Write out the material exactly, without any of its pictures.

Supplied data:
=====

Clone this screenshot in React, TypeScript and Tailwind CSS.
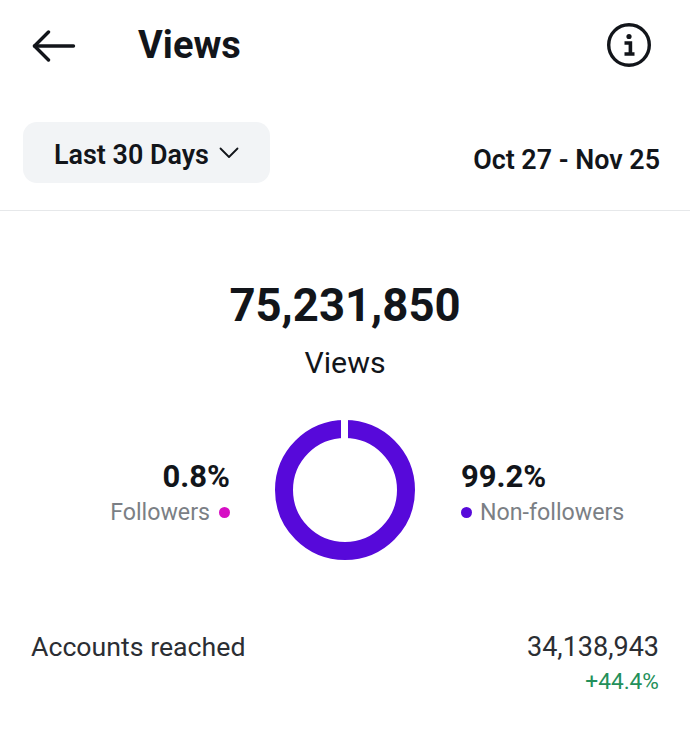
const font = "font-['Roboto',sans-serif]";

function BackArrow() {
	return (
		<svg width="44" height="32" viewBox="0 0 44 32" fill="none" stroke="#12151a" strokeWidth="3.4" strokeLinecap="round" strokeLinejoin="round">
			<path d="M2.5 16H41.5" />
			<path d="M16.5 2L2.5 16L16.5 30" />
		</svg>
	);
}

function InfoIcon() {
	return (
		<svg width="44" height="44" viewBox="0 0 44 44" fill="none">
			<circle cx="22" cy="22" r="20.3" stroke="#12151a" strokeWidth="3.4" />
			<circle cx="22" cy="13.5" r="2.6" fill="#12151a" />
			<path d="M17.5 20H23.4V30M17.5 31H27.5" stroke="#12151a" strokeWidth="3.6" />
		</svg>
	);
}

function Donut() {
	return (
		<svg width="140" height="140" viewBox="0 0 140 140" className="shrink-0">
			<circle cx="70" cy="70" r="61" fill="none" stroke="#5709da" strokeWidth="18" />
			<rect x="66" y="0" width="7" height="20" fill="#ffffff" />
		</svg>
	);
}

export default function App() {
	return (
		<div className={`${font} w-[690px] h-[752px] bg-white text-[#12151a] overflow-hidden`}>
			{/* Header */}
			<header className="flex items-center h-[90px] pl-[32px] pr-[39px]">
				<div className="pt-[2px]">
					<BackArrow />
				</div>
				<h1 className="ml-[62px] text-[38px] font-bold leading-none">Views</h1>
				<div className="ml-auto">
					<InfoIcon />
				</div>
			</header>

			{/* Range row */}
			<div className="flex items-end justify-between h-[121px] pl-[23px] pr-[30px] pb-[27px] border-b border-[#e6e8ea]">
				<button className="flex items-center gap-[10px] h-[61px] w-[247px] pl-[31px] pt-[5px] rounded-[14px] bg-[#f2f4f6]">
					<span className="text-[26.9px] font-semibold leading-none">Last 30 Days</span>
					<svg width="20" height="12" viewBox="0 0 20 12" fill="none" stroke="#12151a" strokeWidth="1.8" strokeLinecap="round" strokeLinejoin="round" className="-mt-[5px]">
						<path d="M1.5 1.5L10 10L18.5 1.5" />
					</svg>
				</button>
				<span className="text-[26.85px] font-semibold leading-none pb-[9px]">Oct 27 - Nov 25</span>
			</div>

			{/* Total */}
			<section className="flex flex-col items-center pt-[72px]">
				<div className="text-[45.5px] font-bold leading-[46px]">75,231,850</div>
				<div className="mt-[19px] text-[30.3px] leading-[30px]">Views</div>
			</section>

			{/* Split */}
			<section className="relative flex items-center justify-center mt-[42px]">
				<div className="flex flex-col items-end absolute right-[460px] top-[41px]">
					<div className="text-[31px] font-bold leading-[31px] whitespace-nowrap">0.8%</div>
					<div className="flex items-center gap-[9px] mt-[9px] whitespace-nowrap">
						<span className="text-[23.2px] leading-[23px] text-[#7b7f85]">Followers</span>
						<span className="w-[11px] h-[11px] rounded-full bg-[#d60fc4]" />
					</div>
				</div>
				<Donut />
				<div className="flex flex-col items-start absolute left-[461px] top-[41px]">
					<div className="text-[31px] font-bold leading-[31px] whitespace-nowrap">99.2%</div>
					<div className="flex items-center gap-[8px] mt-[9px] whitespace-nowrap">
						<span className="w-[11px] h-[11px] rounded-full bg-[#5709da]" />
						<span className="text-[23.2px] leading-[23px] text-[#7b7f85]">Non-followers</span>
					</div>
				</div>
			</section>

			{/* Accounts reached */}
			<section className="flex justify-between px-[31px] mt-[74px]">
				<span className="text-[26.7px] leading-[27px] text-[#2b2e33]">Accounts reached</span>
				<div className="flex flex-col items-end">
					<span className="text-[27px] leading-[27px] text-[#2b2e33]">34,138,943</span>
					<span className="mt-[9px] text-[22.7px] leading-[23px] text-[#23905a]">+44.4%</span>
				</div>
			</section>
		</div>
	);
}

=====

Written reply:
Clone this screenshot in React, TypeScript and Tailwind CSS.
const font = "font-['Roboto',sans-serif]";

function BackArrow() {
	return (
		<svg width="44" height="32" viewBox="0 0 44 32" fill="none" stroke="#12151a" strokeWidth="3.4" strokeLinecap="round" strokeLinejoin="round">
			<path d="M2.5 16H41.5" />
			<path d="M16.5 2L2.5 16L16.5 30" />
		</svg>
	);
}

function InfoIcon() {
	return (
		<svg width="44" height="44" viewBox="0 0 44 44" fill="none">
			<circle cx="22" cy="22" r="20.3" stroke="#12151a" strokeWidth="3.4" />
			<circle cx="22" cy="13.5" r="2.6" fill="#12151a" />
			<path d="M17.5 20H23.4V30M17.5 31H27.5" stroke="#12151a" strokeWidth="3.6" />
		</svg>
	);
}

function Donut() {
	return (
		<svg width="140" height="140" viewBox="0 0 140 140" className="shrink-0">
			<circle cx="70" cy="70" r="61" fill="none" stroke="#5709da" strokeWidth="18" />
			<rect x="66" y="0" width="7" height="20" fill="#ffffff" />
		</svg>
	);
}

export default function App() {
	return (
		<div className={`${font} w-[690px] h-[752px] bg-white text-[#12151a] overflow-hidden`}>
			{/* Header */}
			<header className="flex items-center h-[90px] pl-[32px] pr-[39px]">
				<div className="pt-[2px]">
					<BackArrow />
				</div>
				<h1 className="ml-[62px] text-[38px] font-bold leading-none">Views</h1>
				<div className="ml-auto">
					<InfoIcon />
				</div>
			</header>

			{/* Range row */}
			<div className="flex items-end justify-between h-[121px] pl-[23px] pr-[30px] pb-[27px] border-b border-[#e6e8ea]">
				<button className="flex items-center gap-[10px] h-[61px] w-[247px] pl-[31px] pt-[5px] rounded-[14px] bg-[#f2f4f6]">
					<span className="text-[26.9px] font-semibold leading-none">Last 30 Days</span>
					<svg width="20" height="12" viewBox="0 0 20 12" fill="none" stroke="#12151a" strokeWidth="1.8" strokeLinecap="round" strokeLinejoin="round" className="-mt-[5px]">
						<path d="M1.5 1.5L10 10L18.5 1.5" />
					</svg>
				</button>
				<span className="text-[26.85px] font-semibold leading-none pb-[9px]">Oct 27 - Nov 25</span>
			</div>

			{/* Total */}
			<section className="flex flex-col items-center pt-[72px]">
				<div className="text-[45.5px] font-bold leading-[46px]">75,231,850</div>
				<div className="mt-[19px] text-[30.3px] leading-[30px]">Views</div>
			</section>

			{/* Split */}
			<section className="relative flex items-center justify-center mt-[42px]">
				<div className="flex flex-col items-end absolute right-[460px] top-[41px]">
					<div className="text-[31px] font-bold leading-[31px] whitespace-nowrap">0.8%</div>
					<div className="flex items-center gap-[9px] mt-[9px] whitespace-nowrap">
						<span className="text-[23.2px] leading-[23px] text-[#7b7f85]">Followers</span>
						<span className="w-[11px] h-[11px] rounded-full bg-[#d60fc4]" />
					</div>
				</div>
				<Donut />
				<div className="flex flex-col items-start absolute left-[461px] top-[41px]">
					<div className="text-[31px] font-bold leading-[31px] whitespace-nowrap">99.2%</div>
					<div className="flex items-center gap-[8px] mt-[9px] whitespace-nowrap">
						<span className="w-[11px] h-[11px] rounded-full bg-[#5709da]" />
						<span className="text-[23.2px] leading-[23px] text-[#7b7f85]">Non-followers</span>
					</div>
				</div>
			</section>

			{/* Accounts reached */}
			<section className="flex justify-between px-[31px] mt-[74px]">
				<span className="text-[26.7px] leading-[27px] text-[#2b2e33]">Accounts reached</span>
				<div className="flex flex-col items-end">
					<span className="text-[27px] leading-[27px] text-[#2b2e33]">34,138,943</span>
					<span className="mt-[9px] text-[22.7px] leading-[23px] text-[#23905a]">+44.4%</span>
				</div>
			</section>
		</div>
	);
}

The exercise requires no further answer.